To determine energy saving when using VFD and soft starter, we need to calculate the average operation hour per day and energy consumption per day. Studies show that using VFDs in variable torque applications such as centrifugal pumps and fans can provide a very fast payback in energy saving. Some applications can even pay back the entire cost of a typical VFD within months, especially if the local utility offers a VFD rebate program. VFDs may offer greater potential to reduce your electricity costs over the life of the equipment.

14. Applications

A VFD can perform the same function as a soft starter and can be used in applications requiring complete speed control, energy savings and custom control.
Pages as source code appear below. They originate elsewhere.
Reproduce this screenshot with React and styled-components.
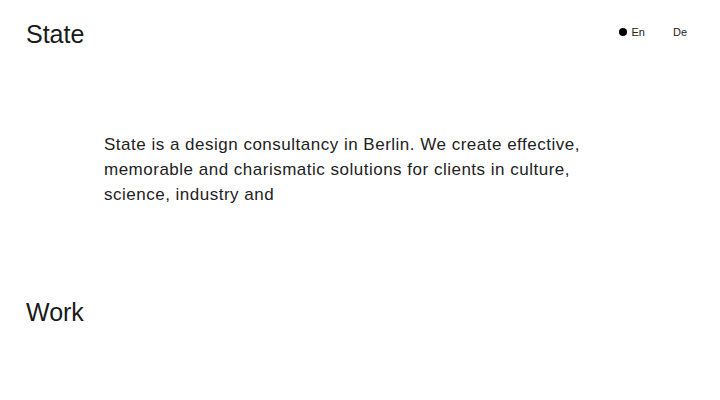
import React from "react";
import styled, { createGlobalStyle } from "styled-components";

const Global = createGlobalStyle`
  html, body { margin: 0; padding: 0; background: #fff; }
  body { font-family: "Liberation Sans", Arial, sans-serif; color: #1a1a1a; }
`;

const Page = styled.div`
  width: 720px;
  min-height: 400px;
  box-sizing: border-box;
  padding: 19px 33px 0 26px;
`;

const Header = styled.header`
  display: flex;
  justify-content: space-between;
  align-items: flex-start;
`;

const Logo = styled.h1`
  margin: 0;
  font-size: 25px;
  font-weight: 300;
  line-height: 30px;
`;

const Lang = styled.nav`
  display: flex;
  gap: 28px;
  padding-top: 7px;
  font-size: 11px;
  color: #222;
`;

const LangItem = styled.span`
  display: flex;
  align-items: center;
  gap: 4px;
  &::before {
    content: "";
    width: 8px;
    height: 8px;
    border-radius: 50%;
    background: #000;
    display: ${(p) => (p.$active ? "block" : "none")};
  }
`;

const Intro = styled.p`
  margin: 83px 0 0 78px;
  width: 500px;
  font-size: 17px;
  line-height: 25px;
  letter-spacing: 0.5px;
  color: #222;
`;

const Section = styled.h2`
  margin: 90px 0 0;
  font-size: 25px;
  font-weight: 300;
  line-height: 30px;
`;

export default function App() {
  return (
    <>
      <Global />
      <Page>
        <Header>
          <Logo>State</Logo>
          <Lang>
            <LangItem $active>En</LangItem>
            <LangItem>De</LangItem>
          </Lang>
        </Header>
        <Intro>
          State is a design consultancy in Berlin. We create effective, memorable and charismatic solutions for clients in culture, science, industry and
        </Intro>
        <Section>Work</Section>
      </Page>
    </>
  );
}
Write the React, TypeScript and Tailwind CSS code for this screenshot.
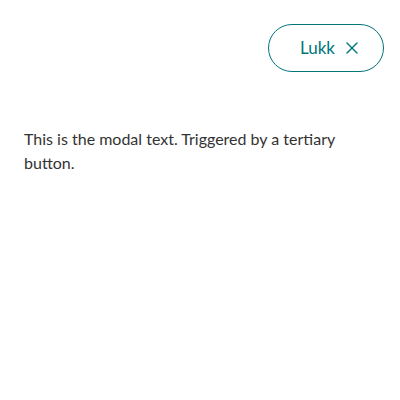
import { X } from 'lucide-react';

export default function App() {
  return (
    <div className="w-[400px] h-[400px] bg-white font-['Lato',sans-serif] text-[#333333]">
      <div className="flex justify-end pt-6 pr-4">
        <button className="flex items-center gap-[7px] h-12 pl-[31px] pr-[21px] rounded-full border border-[#00757a] text-[#00757a] text-[17px]">
          Lukk
          <X size={20} strokeWidth={1.6} />
        </button>
      </div>
      <p className="px-6 pt-[55px] text-[16px] leading-6">
        This is the modal text. Triggered by a tertiary button.
      </p>
    </div>
  );
}
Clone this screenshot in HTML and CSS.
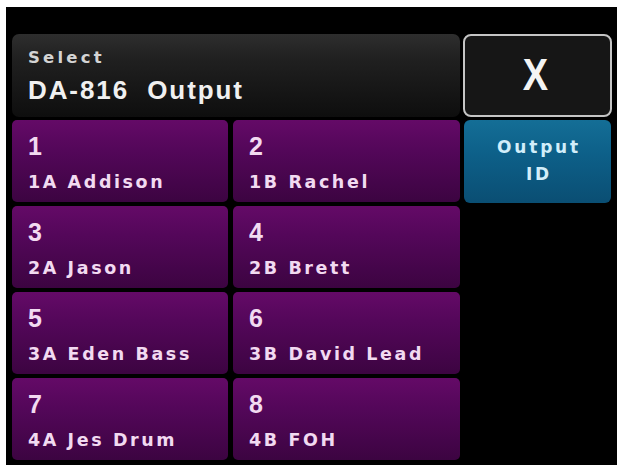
FILE: index.html
```html
<!DOCTYPE html>
<html>
<head>
<meta charset="utf-8">
<link rel="stylesheet" href="styles.css">
</head>
<body>
<div class="screen">
  <div class="left">
    <div class="header">
      <div class="sel">Select</div>
      <div class="title">DA-816&nbsp; Output</div>
    </div>
    <div class="grid">
      <div class="tile"><div class="num">1</div><div class="lbl">1A Addison</div></div>
      <div class="tile"><div class="num">2</div><div class="lbl">1B Rachel</div></div>
      <div class="tile"><div class="num">3</div><div class="lbl">2A Jason</div></div>
      <div class="tile"><div class="num">4</div><div class="lbl">2B Brett</div></div>
      <div class="tile"><div class="num">5</div><div class="lbl">3A Eden Bass</div></div>
      <div class="tile"><div class="num">6</div><div class="lbl">3B David Lead</div></div>
      <div class="tile"><div class="num">7</div><div class="lbl">4A Jes Drum</div></div>
      <div class="tile"><div class="num">8</div><div class="lbl">4B FOH</div></div>
    </div>
  </div>
  <div class="right">
    <div class="close"><span class="xg">X</span></div>
    <div class="outid">Output<br>ID</div>
  </div>
</div>
</body>
</html>
```
FILE: styles.css
```css
html, body {
  margin: 0;
  padding: 0;
  background: #ffffff;
}
body {
  width: 617px;
  height: 465px;
  overflow: hidden;
}
.screen {
  margin: 7px 0 0 6px;
  width: 611px;
  height: 458px;
  background: #000;
  box-sizing: border-box;
  padding: 27px 0 0 6px;
  display: flex;
  gap: 3px;
}
.left {
  width: 448px;
  display: flex;
  flex-direction: column;
  gap: 3px;
}
.header {
  height: 83px;
  border-radius: 7px;
  background: linear-gradient(#2e2e2e 0%, #202020 30%, #0e0e0e 100%);
  box-sizing: border-box;
  padding: 14px 0 0 16px;
}
.sel {
  font-family: "DejaVu Sans", sans-serif;
  font-weight: bold;
  font-size: 16.5px;
  letter-spacing: 3.2px;
  color: #d4d4d4;
  line-height: 20px;
}
.title {
  font-family: "Liberation Sans", sans-serif;
  font-weight: bold;
  font-size: 26px;
  letter-spacing: 1.9px;
  color: #f0f0f0;
  line-height: 30px;
  margin-top: 7px;
}
.grid {
  display: grid;
  grid-template-columns: 216px 227px;
  grid-auto-rows: 82px;
  column-gap: 5px;
  row-gap: 4px;
}
.tile {
  border-radius: 5px;
  background: linear-gradient(#640a67 0%, #54075a 35%, #3c0441 100%);
  box-sizing: border-box;
  padding: 12px 0 0 16px;
  color: #f2daf1;
}
.num {
  font-family: "Liberation Sans", sans-serif;
  font-weight: bold;
  font-size: 25px;
  line-height: 28px;
}
.lbl {
  font-family: "DejaVu Sans", sans-serif;
  font-weight: bold;
  font-size: 17.5px;
  letter-spacing: 2.6px;
  line-height: 20px;
  margin-top: 12px;
  white-space: nowrap;
}
.right {
  width: 149px;
  display: flex;
  flex-direction: column;
  gap: 3px;
}
.close {
  height: 83px;
  box-sizing: border-box;
  border: 2px solid #c4c4c4;
  border-radius: 8px;
  background: #161616;
  color: #f4f4f4;
  font-family: "Liberation Sans", sans-serif;
  font-weight: bold;
  font-size: 38px;
  display: flex;
  align-items: center;
  justify-content: center;
  padding-right: 4px;
}
.xg {
  display: inline-block;
  transform: scaleY(1.15);
}
.outid {
  margin-left: 1px;
  width: 147px;
  height: 83px;
  box-sizing: border-box;
  border-radius: 6px;
  background: linear-gradient(#146e96 0%, #0d6089 40%, #0a4e73 100%);
  color: #d2eefa;
  font-family: "DejaVu Sans", sans-serif;
  font-weight: bold;
  font-size: 17px;
  letter-spacing: 2.8px;
  line-height: 27px;
  text-align: center;
  padding: 14px 0 0 3px;
}
```
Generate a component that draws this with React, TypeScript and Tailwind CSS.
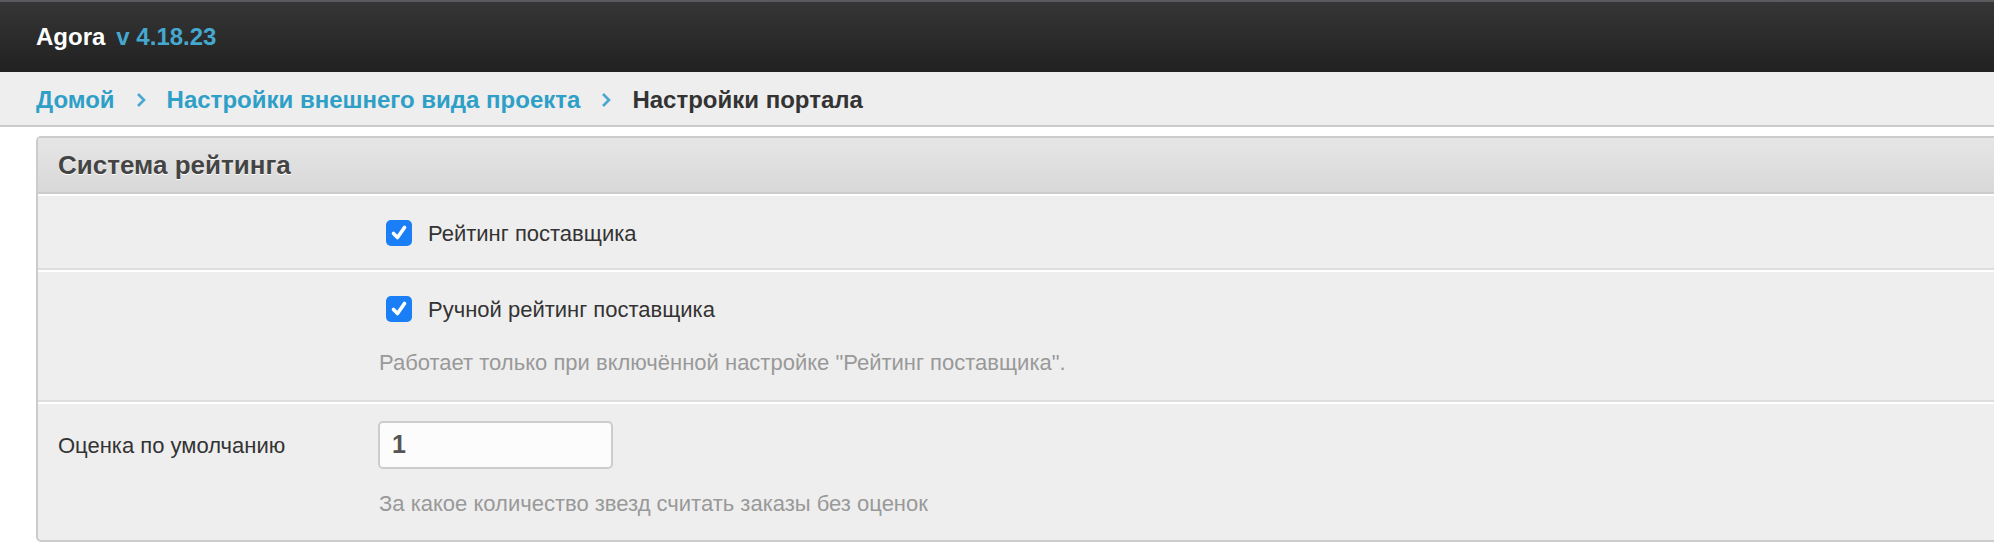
import React from "react";

const font = { fontFamily: '"Liberation Sans", Arial, sans-serif' };

function Chevron() {
  return (
    <svg width="10" height="16" viewBox="0 0 10 16" className="mx-[21px] shrink-0">
      <polyline points="2,2 8,8 2,14" fill="none" stroke="#4aa8d0" strokeWidth="2.6" strokeLinecap="butt" />
    </svg>
  );
}

function Check() {
  return (
    <div className="w-[26px] h-[26px] rounded-[5px] bg-[#1a7ff6] flex items-center justify-center shrink-0">
      <svg width="18" height="18" viewBox="0 0 18 18">
        <polyline points="3.5,9.5 7.5,13.5 14.5,3.5" fill="none" stroke="#fff" strokeWidth="3.6" strokeLinecap="round" strokeLinejoin="round" />
      </svg>
    </div>
  );
}

export default function App() {
  return (
    <div className="w-[1994px] h-[548px] overflow-hidden bg-white" style={font}>
      <div className="h-[72px] border-t-2 border-[#5b5b60] bg-gradient-to-b from-[#363636] to-[#212121] flex items-center pl-[36px]">
        <span className="text-[24px] font-bold text-white leading-none">Agora</span>
        <span className="ml-[11px] text-[24px] font-bold text-[#45a8cf] leading-none">v 4.18.23</span>
      </div>
      <div className="h-[55px] bg-[#eeeeee] border-b-2 border-[#cccccc] flex items-center pl-[36px] pt-[2px]">
        <span className="text-[24px] font-bold text-[#2e9fc7]">Домой</span>
        <Chevron />
        <span className="text-[24px] font-bold text-[#2e9fc7]">Настройки внешнего вида проекта</span>
        <Chevron />
        <span className="text-[24px] font-bold text-[#333333]">Настройки портала</span>
      </div>
      <div className="mt-[9px] ml-[36px] mr-[-20px] border-2 border-[#cccccc] rounded-[5px] bg-[#eeeeee] overflow-hidden">
        <div className="h-[56px] bg-gradient-to-b from-[#e6e6e6] to-[#d8d8d8] border-b-2 border-[#cccccc] flex items-center pl-[20px]">
          <span className="text-[26px] font-bold text-[#444444] [text-shadow:0_1px_0_#ffffff]">Система рейтинга</span>
        </div>
        <div className="border-t-2 border-white border-b-2 border-b-[#dddddd] h-[76px] flex">
          <div className="w-[340px] shrink-0" />
          <div className="pt-[24px]">
            <div className="flex items-center h-[26px] ml-[8px]">
              <Check />
              <span className="ml-[16px] text-[22px] text-[#333333]">Рейтинг поставщика</span>
            </div>
          </div>
        </div>
        <div className="border-t-2 border-white border-b-2 border-b-[#dddddd] h-[132px] flex">
          <div className="w-[340px] shrink-0" />
          <div className="pt-[24px]">
            <div className="flex items-center h-[26px] ml-[8px]">
              <Check />
              <span className="ml-[16px] text-[22px] text-[#333333]">Ручной рейтинг поставщика</span>
            </div>
            <div className="mt-[28px] text-[22px] leading-[26px] text-[#999999] ml-[1px]">
              Работает только при включённой настройке "Рейтинг поставщика".
            </div>
          </div>
        </div>
        <div className="border-t-2 border-white h-[138px] flex">
          <div className="w-[340px] shrink-0 pl-[20px] pt-[17px] h-[65px] flex items-center">
            <span className="text-[22px] text-[#333333]">Оценка по умолчанию</span>
          </div>
          <div className="pt-[17px]">
            <div className="w-[235px] h-[48px] border-2 border-[#cccccc] rounded-[5px] bg-[#fcfcfc] flex items-center pl-[12px]">
              <span className="text-[25px] font-bold text-[#555555]">1</span>
            </div>
            <div className="mt-[22px] text-[22px] leading-[26px] text-[#999999] ml-[1px]">
              За какое количество звезд считать заказы без оценок
            </div>
          </div>
        </div>
      </div>
    </div>
  );
}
VFDs have also some microprocessor capabilities with inputs and outputs.

15. Inside delta connection

3 phased controlled soft starters can be connected inside the delta. Drives are sized for line connection (three leads from the motor), based on the full load current of the motor.

In conclusion, when it comes to selecting between a Variable Frequency Drive (VFD) and Soft Starter for industrial motor applications, understanding the differences between the two is crucial. A VFD can provide more flexible functionality and energy savings, whereas a Soft Starter can be a more cost-effective and space-efficient solution. VFDs provide continuous speed regulation while Soft Starters only provide ramp-up functionality. VFDs operate through pulse-width-modulation (PWM) control using insulated-gate bipolar transistors (IGBTs) while Soft Starters use silicon-controlled rectifiers (SCRs) for phase angle control. Additionally, VFDs generate harmonics and require sufficient cooling capabilities while Soft Starters run across the line, do not generate harmonics and require only air-cooling. Ultimately, the choice between the two depends on the specific needs and requirements of the industrial motor application.